Data shown:

━━━━━━

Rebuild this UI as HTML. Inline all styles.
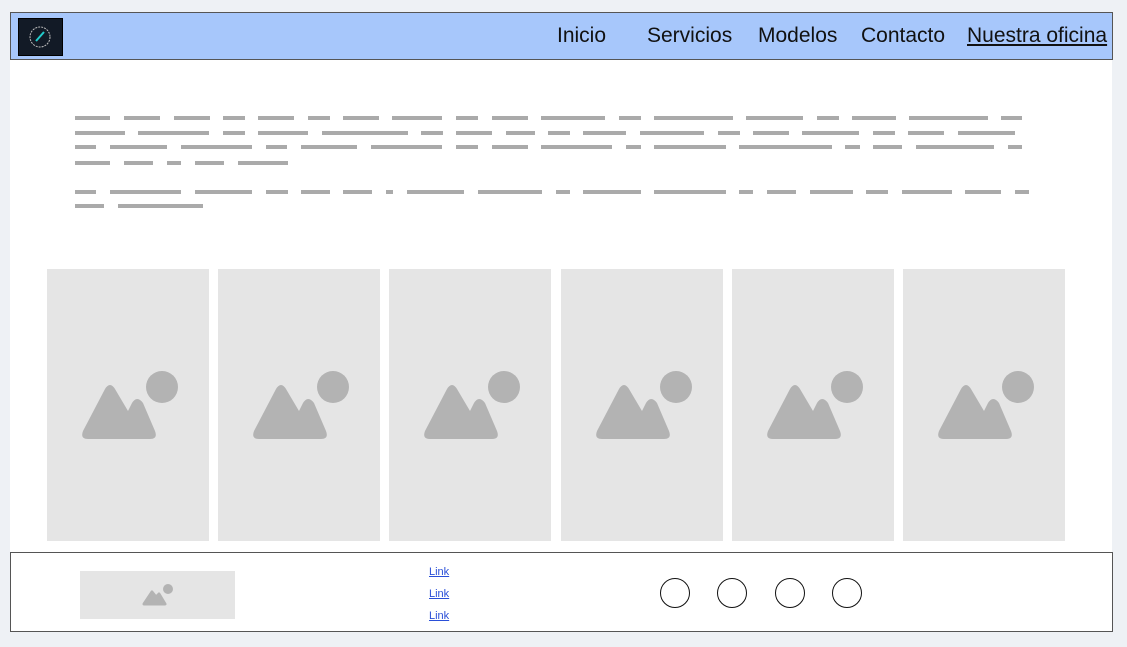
<!DOCTYPE html>
<html><head><meta charset="utf-8"><style>
body{margin:0;width:1127px;height:647px;background:#eef1f5;position:relative;overflow:hidden;font-family:"Liberation Sans",Arial,sans-serif}
.main{position:absolute;left:10px;top:12px;width:1102px;height:620px;background:#fff}
.hdr{position:absolute;left:10px;top:12px;width:1101px;height:46px;background:#a7c7fb;border:1px solid #555}
.logo{position:absolute;left:18px;top:18px;width:43px;height:36px;background:#121a26;border:1px solid #000}
.nav{position:absolute;top:24px;font-size:21px;color:#111;line-height:24px}
.bar{position:absolute;height:4px;background:#aaa}
.img{position:absolute;top:269px;width:162px;height:272px;background:#e5e5e5}
.ftr{position:absolute;left:10px;top:552px;width:1101px;height:78px;background:#fff;border:1px solid #555}
.lk{position:absolute;left:429px;font-size:11px;color:#2a4fd8;text-decoration:underline}
.c{position:absolute;top:578px;width:28px;height:28px;border:1px solid #111;border-radius:50%}
</style></head><body>
<div class="main"></div>
<div class="hdr"></div>
<div class="logo"><svg width="43" height="36"><circle cx="21" cy="18" r="10" fill="none" stroke="#bbb" stroke-width="1" stroke-dasharray="2 1"/><path d="M17 22 L25 13" stroke="#2cc" stroke-width="2"/></svg></div>
<div class="nav" style="left:557px">Inicio</div>
<div class="nav" style="left:647px">Servicios</div>
<div class="nav" style="left:758px">Modelos</div>
<div class="nav" style="left:861px">Contacto</div>
<div class="nav" style="left:967px;text-decoration:underline">Nuestra oficina</div>
<div id="bars"></div>
<div class="ftr"></div>
<div style="position:absolute;left:80px;top:571px;width:155px;height:48px;background:#e5e5e5"><svg width="155" height="48"><circle cx="88" cy="18" r="5" fill="#b3b3b3"/><path d="M64 33 L72 21 L76 26 L79 23 L85 33 Z" fill="#b3b3b3" stroke="#b3b3b3" stroke-width="3" stroke-linejoin="round"/></svg></div>
<div class="lk" style="top:566px">Link</div>
<div class="lk" style="top:588px">Link</div>
<div class="lk" style="top:610px">Link</div>
<div class="c" style="left:660px"></div><div class="c" style="left:717px"></div><div class="c" style="left:775px"></div><div class="c" style="left:832px"></div>
<script>
var L=[[116,"75-110,124-160,174-210,223-245,258-294,308-330,343-379,392-442,456-478,492-528,541-605,619-641,654-733,746-803,817-839,852-896,909-988,1001-1022"],
[131,"75-125,138-209,223-245,258-308,322-408,421-443,456-492,506-535,548-570,583-626,640-704,718-740,753-789,802-859,873-895,908-944,958-1015"],
[145,"75-96,110-167,181-252,266-287,301-357,371-442,456-478,492-528,541-612,626-641,654-726,739-832,845-860,873-902,916-994,1008-1022"],
[161,"75-110,124-153,167-181,195-224,238-288"],
[190,"75-96,110-181,195-252,266-288,301-330,343-372,386-393,407-464,478-542,556-570,583-641,654-726,739-753,767-796,810-853,866-888,902-952,965-1001,1015-1029"],
[204,"75-104,118-203"]];
var h="";L.forEach(function(l){l[1].split(",").forEach(function(s){var p=s.split("-");h+='<div class="bar" style="top:'+l[0]+'px;left:'+p[0]+'px;width:'+(p[1]-p[0])+'px"></div>';});});
[47,218,389,561,732,903].forEach(function(x){h+='<div class="img" style="left:'+x+'px"><svg width="162" height="272"><circle cx="115" cy="118" r="16" fill="#b3b3b3"/><path d="M36 162 Q33 170 41 170 L103 170 Q111 170 108 162 L96 134 Q90 126 85 134 L81 142 L68 120 Q63 112 58 120 Z" fill="#b3b3b3"/></svg></div>';});
document.getElementById("bars").innerHTML=h;
</script>
</body></html>
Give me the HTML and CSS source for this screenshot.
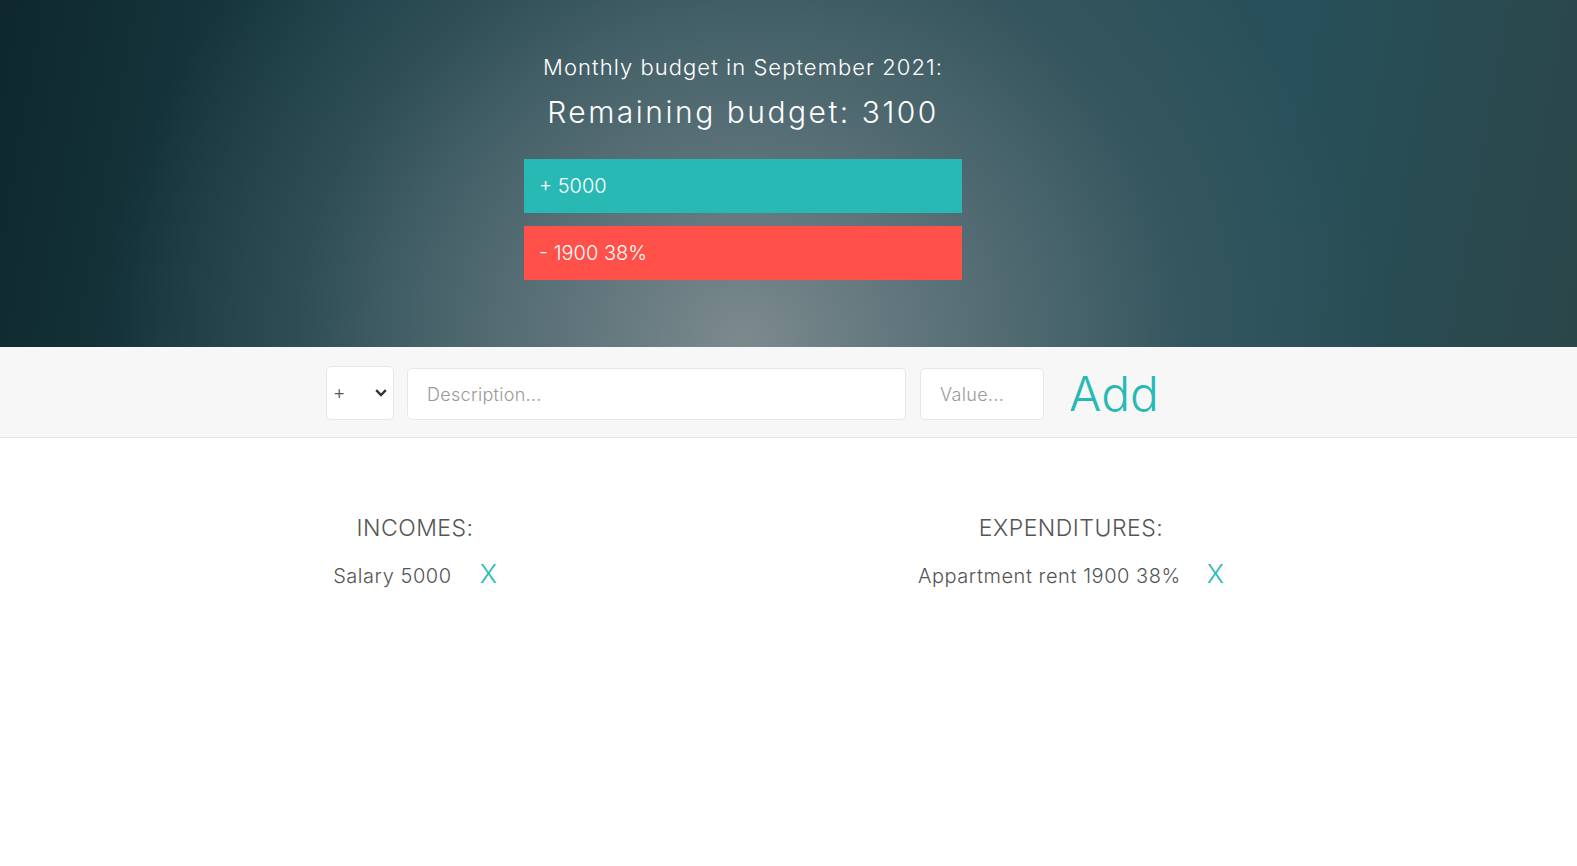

━━━━━━

Work to be completed: Set down the complete material exactly, but do not include the images.

Exercise output:
Rebuild this UI as HTML. Inline all styles.
<!DOCTYPE html>
<html><head><meta charset="utf-8"><style>
body{margin:0;width:1127px;height:647px;background:#eef1f5;position:relative;overflow:hidden;font-family:"Liberation Sans",Arial,sans-serif}
.main{position:absolute;left:10px;top:12px;width:1102px;height:620px;background:#fff}
.hdr{position:absolute;left:10px;top:12px;width:1101px;height:46px;background:#a7c7fb;border:1px solid #555}
.logo{position:absolute;left:18px;top:18px;width:43px;height:36px;background:#121a26;border:1px solid #000}
.nav{position:absolute;top:24px;font-size:21px;color:#111;line-height:24px}
.bar{position:absolute;height:4px;background:#aaa}
.img{position:absolute;top:269px;width:162px;height:272px;background:#e5e5e5}
.ftr{position:absolute;left:10px;top:552px;width:1101px;height:78px;background:#fff;border:1px solid #555}
.lk{position:absolute;left:429px;font-size:11px;color:#2a4fd8;text-decoration:underline}
.c{position:absolute;top:578px;width:28px;height:28px;border:1px solid #111;border-radius:50%}
</style></head><body>
<div class="main"></div>
<div class="hdr"></div>
<div class="logo"><svg width="43" height="36"><circle cx="21" cy="18" r="10" fill="none" stroke="#bbb" stroke-width="1" stroke-dasharray="2 1"/><path d="M17 22 L25 13" stroke="#2cc" stroke-width="2"/></svg></div>
<div class="nav" style="left:557px">Inicio</div>
<div class="nav" style="left:647px">Servicios</div>
<div class="nav" style="left:758px">Modelos</div>
<div class="nav" style="left:861px">Contacto</div>
<div class="nav" style="left:967px;text-decoration:underline">Nuestra oficina</div>
<div id="bars"></div>
<div class="ftr"></div>
<div style="position:absolute;left:80px;top:571px;width:155px;height:48px;background:#e5e5e5"><svg width="155" height="48"><circle cx="88" cy="18" r="5" fill="#b3b3b3"/><path d="M64 33 L72 21 L76 26 L79 23 L85 33 Z" fill="#b3b3b3" stroke="#b3b3b3" stroke-width="3" stroke-linejoin="round"/></svg></div>
<div class="lk" style="top:566px">Link</div>
<div class="lk" style="top:588px">Link</div>
<div class="lk" style="top:610px">Link</div>
<div class="c" style="left:660px"></div><div class="c" style="left:717px"></div><div class="c" style="left:775px"></div><div class="c" style="left:832px"></div>
<script>
var L=[[116,"75-110,124-160,174-210,223-245,258-294,308-330,343-379,392-442,456-478,492-528,541-605,619-641,654-733,746-803,817-839,852-896,909-988,1001-1022"],
[131,"75-125,138-209,223-245,258-308,322-408,421-443,456-492,506-535,548-570,583-626,640-704,718-740,753-789,802-859,873-895,908-944,958-1015"],
[145,"75-96,110-167,181-252,266-287,301-357,371-442,456-478,492-528,541-612,626-641,654-726,739-832,845-860,873-902,916-994,1008-1022"],
[161,"75-110,124-153,167-181,195-224,238-288"],
[190,"75-96,110-181,195-252,266-288,301-330,343-372,386-393,407-464,478-542,556-570,583-641,654-726,739-753,767-796,810-853,866-888,902-952,965-1001,1015-1029"],
[204,"75-104,118-203"]];
var h="";L.forEach(function(l){l[1].split(",").forEach(function(s){var p=s.split("-");h+='<div class="bar" style="top:'+l[0]+'px;left:'+p[0]+'px;width:'+(p[1]-p[0])+'px"></div>';});});
[47,218,389,561,732,903].forEach(function(x){h+='<div class="img" style="left:'+x+'px"><svg width="162" height="272"><circle cx="115" cy="118" r="16" fill="#b3b3b3"/><path d="M36 162 Q33 170 41 170 L103 170 Q111 170 108 162 L96 134 Q90 126 85 134 L81 142 L68 120 Q63 112 58 120 Z" fill="#b3b3b3"/></svg></div>';});
document.getElementById("bars").innerHTML=h;
</script>
</body></html>
Give me the HTML and CSS source for this screenshot.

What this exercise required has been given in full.